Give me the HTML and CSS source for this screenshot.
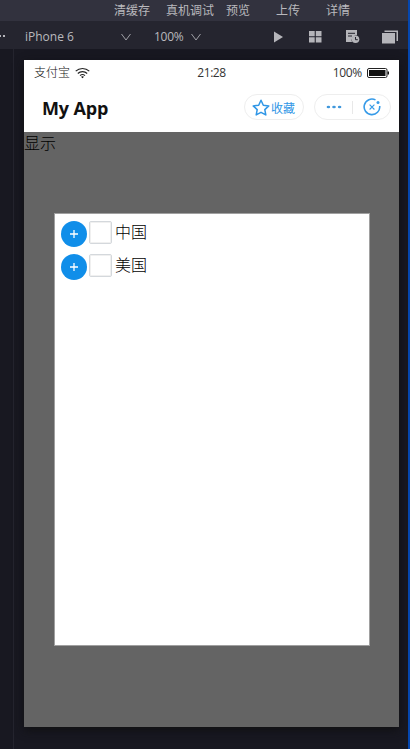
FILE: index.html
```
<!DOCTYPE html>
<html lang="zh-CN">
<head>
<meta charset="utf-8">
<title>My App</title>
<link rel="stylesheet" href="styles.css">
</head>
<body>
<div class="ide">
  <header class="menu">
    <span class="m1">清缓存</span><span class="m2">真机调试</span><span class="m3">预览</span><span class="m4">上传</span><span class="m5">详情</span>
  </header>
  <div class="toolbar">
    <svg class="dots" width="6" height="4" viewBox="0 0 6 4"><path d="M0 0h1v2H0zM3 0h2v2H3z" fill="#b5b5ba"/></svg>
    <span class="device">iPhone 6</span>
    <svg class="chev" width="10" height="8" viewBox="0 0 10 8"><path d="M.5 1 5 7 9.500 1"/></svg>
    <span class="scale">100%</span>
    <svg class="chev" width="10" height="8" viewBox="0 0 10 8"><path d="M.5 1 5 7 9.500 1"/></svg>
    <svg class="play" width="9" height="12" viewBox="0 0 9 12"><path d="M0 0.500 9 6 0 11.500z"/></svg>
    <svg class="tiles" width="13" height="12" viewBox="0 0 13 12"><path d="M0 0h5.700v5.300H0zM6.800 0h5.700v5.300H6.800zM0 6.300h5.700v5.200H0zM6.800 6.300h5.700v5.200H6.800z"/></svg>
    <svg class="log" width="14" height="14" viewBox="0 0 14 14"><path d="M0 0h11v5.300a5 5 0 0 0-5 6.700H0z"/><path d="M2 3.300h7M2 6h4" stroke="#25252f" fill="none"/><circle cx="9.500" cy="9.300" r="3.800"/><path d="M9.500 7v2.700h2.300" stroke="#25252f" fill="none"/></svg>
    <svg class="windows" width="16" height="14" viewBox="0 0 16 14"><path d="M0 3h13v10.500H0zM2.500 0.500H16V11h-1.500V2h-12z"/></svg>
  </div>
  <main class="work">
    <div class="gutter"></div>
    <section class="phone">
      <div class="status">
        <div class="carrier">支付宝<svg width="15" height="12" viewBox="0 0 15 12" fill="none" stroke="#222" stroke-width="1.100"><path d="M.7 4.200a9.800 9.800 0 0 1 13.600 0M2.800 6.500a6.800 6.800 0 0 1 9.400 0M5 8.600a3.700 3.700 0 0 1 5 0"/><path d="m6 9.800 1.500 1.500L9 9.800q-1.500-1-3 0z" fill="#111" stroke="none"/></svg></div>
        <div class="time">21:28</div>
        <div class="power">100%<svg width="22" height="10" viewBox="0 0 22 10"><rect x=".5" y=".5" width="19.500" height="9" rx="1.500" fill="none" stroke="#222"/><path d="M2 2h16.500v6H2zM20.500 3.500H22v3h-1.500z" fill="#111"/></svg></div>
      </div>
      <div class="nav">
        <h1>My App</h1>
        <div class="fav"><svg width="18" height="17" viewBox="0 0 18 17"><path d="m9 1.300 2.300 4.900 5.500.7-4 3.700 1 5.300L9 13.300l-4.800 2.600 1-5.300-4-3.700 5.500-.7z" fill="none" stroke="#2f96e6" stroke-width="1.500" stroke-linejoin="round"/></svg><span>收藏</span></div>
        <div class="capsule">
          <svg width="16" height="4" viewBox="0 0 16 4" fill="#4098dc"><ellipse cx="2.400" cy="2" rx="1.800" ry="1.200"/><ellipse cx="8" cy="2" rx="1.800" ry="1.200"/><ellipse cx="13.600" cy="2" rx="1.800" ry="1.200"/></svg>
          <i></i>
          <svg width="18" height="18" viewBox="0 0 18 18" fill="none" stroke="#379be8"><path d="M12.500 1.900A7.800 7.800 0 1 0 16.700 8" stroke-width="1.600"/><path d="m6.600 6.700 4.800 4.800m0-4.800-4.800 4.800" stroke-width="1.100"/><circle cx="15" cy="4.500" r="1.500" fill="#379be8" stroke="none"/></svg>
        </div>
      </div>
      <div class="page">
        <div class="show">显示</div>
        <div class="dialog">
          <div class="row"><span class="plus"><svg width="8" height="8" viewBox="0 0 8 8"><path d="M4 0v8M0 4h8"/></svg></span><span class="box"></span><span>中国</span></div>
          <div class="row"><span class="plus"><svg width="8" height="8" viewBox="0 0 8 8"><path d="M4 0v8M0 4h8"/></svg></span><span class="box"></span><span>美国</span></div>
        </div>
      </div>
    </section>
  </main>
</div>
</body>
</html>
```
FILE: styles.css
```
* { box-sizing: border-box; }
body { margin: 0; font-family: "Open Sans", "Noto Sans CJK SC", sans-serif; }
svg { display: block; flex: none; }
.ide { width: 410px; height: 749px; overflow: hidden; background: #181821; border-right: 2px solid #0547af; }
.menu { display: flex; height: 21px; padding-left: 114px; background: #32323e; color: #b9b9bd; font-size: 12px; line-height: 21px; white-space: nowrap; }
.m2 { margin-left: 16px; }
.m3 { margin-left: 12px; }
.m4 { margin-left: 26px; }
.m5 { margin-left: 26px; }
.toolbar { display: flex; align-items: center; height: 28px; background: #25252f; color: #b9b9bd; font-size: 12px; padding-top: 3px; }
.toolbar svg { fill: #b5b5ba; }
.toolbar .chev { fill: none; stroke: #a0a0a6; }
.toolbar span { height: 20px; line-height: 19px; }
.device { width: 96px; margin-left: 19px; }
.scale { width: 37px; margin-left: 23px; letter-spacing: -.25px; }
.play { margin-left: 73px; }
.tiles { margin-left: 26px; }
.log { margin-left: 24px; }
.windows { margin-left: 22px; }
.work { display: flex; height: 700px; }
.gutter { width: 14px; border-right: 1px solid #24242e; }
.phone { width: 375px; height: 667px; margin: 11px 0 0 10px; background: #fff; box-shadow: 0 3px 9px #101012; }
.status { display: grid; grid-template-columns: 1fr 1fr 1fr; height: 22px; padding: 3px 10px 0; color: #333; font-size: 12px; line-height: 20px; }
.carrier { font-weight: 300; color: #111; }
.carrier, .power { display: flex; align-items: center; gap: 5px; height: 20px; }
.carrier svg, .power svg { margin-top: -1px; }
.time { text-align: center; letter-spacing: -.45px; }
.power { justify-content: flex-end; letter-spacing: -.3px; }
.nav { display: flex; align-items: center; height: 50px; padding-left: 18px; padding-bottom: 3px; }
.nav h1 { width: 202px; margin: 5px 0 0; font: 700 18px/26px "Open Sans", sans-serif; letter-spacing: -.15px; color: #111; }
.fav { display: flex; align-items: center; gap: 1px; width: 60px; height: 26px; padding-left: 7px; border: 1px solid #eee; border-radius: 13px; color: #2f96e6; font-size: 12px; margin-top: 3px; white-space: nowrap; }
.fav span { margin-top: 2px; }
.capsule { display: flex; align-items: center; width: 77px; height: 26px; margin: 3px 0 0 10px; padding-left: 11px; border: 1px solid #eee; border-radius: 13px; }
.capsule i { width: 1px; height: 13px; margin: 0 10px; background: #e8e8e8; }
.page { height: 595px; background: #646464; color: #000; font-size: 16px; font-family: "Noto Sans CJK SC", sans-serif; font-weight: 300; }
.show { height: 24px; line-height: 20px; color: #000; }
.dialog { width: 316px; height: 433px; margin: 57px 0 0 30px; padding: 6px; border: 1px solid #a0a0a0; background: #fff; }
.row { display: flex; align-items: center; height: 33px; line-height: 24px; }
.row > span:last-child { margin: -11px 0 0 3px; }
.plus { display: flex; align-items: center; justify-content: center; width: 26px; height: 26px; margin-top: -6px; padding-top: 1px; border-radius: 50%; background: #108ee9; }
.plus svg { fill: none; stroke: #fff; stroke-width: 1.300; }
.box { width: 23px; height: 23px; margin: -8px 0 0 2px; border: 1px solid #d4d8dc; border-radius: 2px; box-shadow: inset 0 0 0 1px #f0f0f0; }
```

Aim:
Every line of the data should be copied as it stands, without the images.

Complete output:
Give me the HTML and CSS source for this screenshot.
FILE: index.html
```
<!DOCTYPE html>
<html lang="zh-CN">
<head>
<meta charset="utf-8">
<title>My App</title>
<link rel="stylesheet" href="styles.css">
</head>
<body>
<div class="ide">
  <header class="menu">
    <span class="m1">清缓存</span><span class="m2">真机调试</span><span class="m3">预览</span><span class="m4">上传</span><span class="m5">详情</span>
  </header>
  <div class="toolbar">
    <svg class="dots" width="6" height="4" viewBox="0 0 6 4"><path d="M0 0h1v2H0zM3 0h2v2H3z" fill="#b5b5ba"/></svg>
    <span class="device">iPhone 6</span>
    <svg class="chev" width="10" height="8" viewBox="0 0 10 8"><path d="M.5 1 5 7 9.500 1"/></svg>
    <span class="scale">100%</span>
    <svg class="chev" width="10" height="8" viewBox="0 0 10 8"><path d="M.5 1 5 7 9.500 1"/></svg>
    <svg class="play" width="9" height="12" viewBox="0 0 9 12"><path d="M0 0.500 9 6 0 11.500z"/></svg>
    <svg class="tiles" width="13" height="12" viewBox="0 0 13 12"><path d="M0 0h5.700v5.300H0zM6.800 0h5.700v5.300H6.800zM0 6.300h5.700v5.200H0zM6.800 6.300h5.700v5.200H6.800z"/></svg>
    <svg class="log" width="14" height="14" viewBox="0 0 14 14"><path d="M0 0h11v5.300a5 5 0 0 0-5 6.700H0z"/><path d="M2 3.300h7M2 6h4" stroke="#25252f" fill="none"/><circle cx="9.500" cy="9.300" r="3.800"/><path d="M9.500 7v2.700h2.300" stroke="#25252f" fill="none"/></svg>
    <svg class="windows" width="16" height="14" viewBox="0 0 16 14"><path d="M0 3h13v10.500H0zM2.500 0.500H16V11h-1.500V2h-12z"/></svg>
  </div>
  <main class="work">
    <div class="gutter"></div>
    <section class="phone">
      <div class="status">
        <div class="carrier">支付宝<svg width="15" height="12" viewBox="0 0 15 12" fill="none" stroke="#222" stroke-width="1.100"><path d="M.7 4.200a9.800 9.800 0 0 1 13.600 0M2.800 6.500a6.800 6.800 0 0 1 9.400 0M5 8.600a3.700 3.700 0 0 1 5 0"/><path d="m6 9.800 1.500 1.500L9 9.800q-1.500-1-3 0z" fill="#111" stroke="none"/></svg></div>
        <div class="time">21:28</div>
        <div class="power">100%<svg width="22" height="10" viewBox="0 0 22 10"><rect x=".5" y=".5" width="19.500" height="9" rx="1.500" fill="none" stroke="#222"/><path d="M2 2h16.500v6H2zM20.500 3.500H22v3h-1.500z" fill="#111"/></svg></div>
      </div>
      <div class="nav">
        <h1>My App</h1>
        <div class="fav"><svg width="18" height="17" viewBox="0 0 18 17"><path d="m9 1.300 2.300 4.900 5.500.7-4 3.700 1 5.300L9 13.300l-4.800 2.600 1-5.300-4-3.700 5.500-.7z" fill="none" stroke="#2f96e6" stroke-width="1.500" stroke-linejoin="round"/></svg><span>收藏</span></div>
        <div class="capsule">
          <svg width="16" height="4" viewBox="0 0 16 4" fill="#4098dc"><ellipse cx="2.400" cy="2" rx="1.800" ry="1.200"/><ellipse cx="8" cy="2" rx="1.800" ry="1.200"/><ellipse cx="13.600" cy="2" rx="1.800" ry="1.200"/></svg>
          <i></i>
          <svg width="18" height="18" viewBox="0 0 18 18" fill="none" stroke="#379be8"><path d="M12.500 1.900A7.800 7.800 0 1 0 16.700 8" stroke-width="1.600"/><path d="m6.600 6.700 4.800 4.800m0-4.800-4.800 4.800" stroke-width="1.100"/><circle cx="15" cy="4.500" r="1.500" fill="#379be8" stroke="none"/></svg>
        </div>
      </div>
      <div class="page">
        <div class="show">显示</div>
        <div class="dialog">
          <div class="row"><span class="plus"><svg width="8" height="8" viewBox="0 0 8 8"><path d="M4 0v8M0 4h8"/></svg></span><span class="box"></span><span>中国</span></div>
          <div class="row"><span class="plus"><svg width="8" height="8" viewBox="0 0 8 8"><path d="M4 0v8M0 4h8"/></svg></span><span class="box"></span><span>美国</span></div>
        </div>
      </div>
    </section>
  </main>
</div>
</body>
</html>
```
FILE: styles.css
```
* { box-sizing: border-box; }
body { margin: 0; font-family: "Open Sans", "Noto Sans CJK SC", sans-serif; }
svg { display: block; flex: none; }
.ide { width: 410px; height: 749px; overflow: hidden; background: #181821; border-right: 2px solid #0547af; }
.menu { display: flex; height: 21px; padding-left: 114px; background: #32323e; color: #b9b9bd; font-size: 12px; line-height: 21px; white-space: nowrap; }
.m2 { margin-left: 16px; }
.m3 { margin-left: 12px; }
.m4 { margin-left: 26px; }
.m5 { margin-left: 26px; }
.toolbar { display: flex; align-items: center; height: 28px; background: #25252f; color: #b9b9bd; font-size: 12px; padding-top: 3px; }
.toolbar svg { fill: #b5b5ba; }
.toolbar .chev { fill: none; stroke: #a0a0a6; }
.toolbar span { height: 20px; line-height: 19px; }
.device { width: 96px; margin-left: 19px; }
.scale { width: 37px; margin-left: 23px; letter-spacing: -.25px; }
.play { margin-left: 73px; }
.tiles { margin-left: 26px; }
.log { margin-left: 24px; }
.windows { margin-left: 22px; }
.work { display: flex; height: 700px; }
.gutter { width: 14px; border-right: 1px solid #24242e; }
.phone { width: 375px; height: 667px; margin: 11px 0 0 10px; background: #fff; box-shadow: 0 3px 9px #101012; }
.status { display: grid; grid-template-columns: 1fr 1fr 1fr; height: 22px; padding: 3px 10px 0; color: #333; font-size: 12px; line-height: 20px; }
.carrier { font-weight: 300; color: #111; }
.carrier, .power { display: flex; align-items: center; gap: 5px; height: 20px; }
.carrier svg, .power svg { margin-top: -1px; }
.time { text-align: center; letter-spacing: -.45px; }
.power { justify-content: flex-end; letter-spacing: -.3px; }
.nav { display: flex; align-items: center; height: 50px; padding-left: 18px; padding-bottom: 3px; }
.nav h1 { width: 202px; margin: 5px 0 0; font: 700 18px/26px "Open Sans", sans-serif; letter-spacing: -.15px; color: #111; }
.fav { display: flex; align-items: center; gap: 1px; width: 60px; height: 26px; padding-left: 7px; border: 1px solid #eee; border-radius: 13px; color: #2f96e6; font-size: 12px; margin-top: 3px; white-space: nowrap; }
.fav span { margin-top: 2px; }
.capsule { display: flex; align-items: center; width: 77px; height: 26px; margin: 3px 0 0 10px; padding-left: 11px; border: 1px solid #eee; border-radius: 13px; }
.capsule i { width: 1px; height: 13px; margin: 0 10px; background: #e8e8e8; }
.page { height: 595px; background: #646464; color: #000; font-size: 16px; font-family: "Noto Sans CJK SC", sans-serif; font-weight: 300; }
.show { height: 24px; line-height: 20px; color: #000; }
.dialog { width: 316px; height: 433px; margin: 57px 0 0 30px; padding: 6px; border: 1px solid #a0a0a0; background: #fff; }
.row { display: flex; align-items: center; height: 33px; line-height: 24px; }
.row > span:last-child { margin: -11px 0 0 3px; }
.plus { display: flex; align-items: center; justify-content: center; width: 26px; height: 26px; margin-top: -6px; padding-top: 1px; border-radius: 50%; background: #108ee9; }
.plus svg { fill: none; stroke: #fff; stroke-width: 1.300; }
.box { width: 23px; height: 23px; margin: -8px 0 0 2px; border: 1px solid #d4d8dc; border-radius: 2px; box-shadow: inset 0 0 0 1px #f0f0f0; }
```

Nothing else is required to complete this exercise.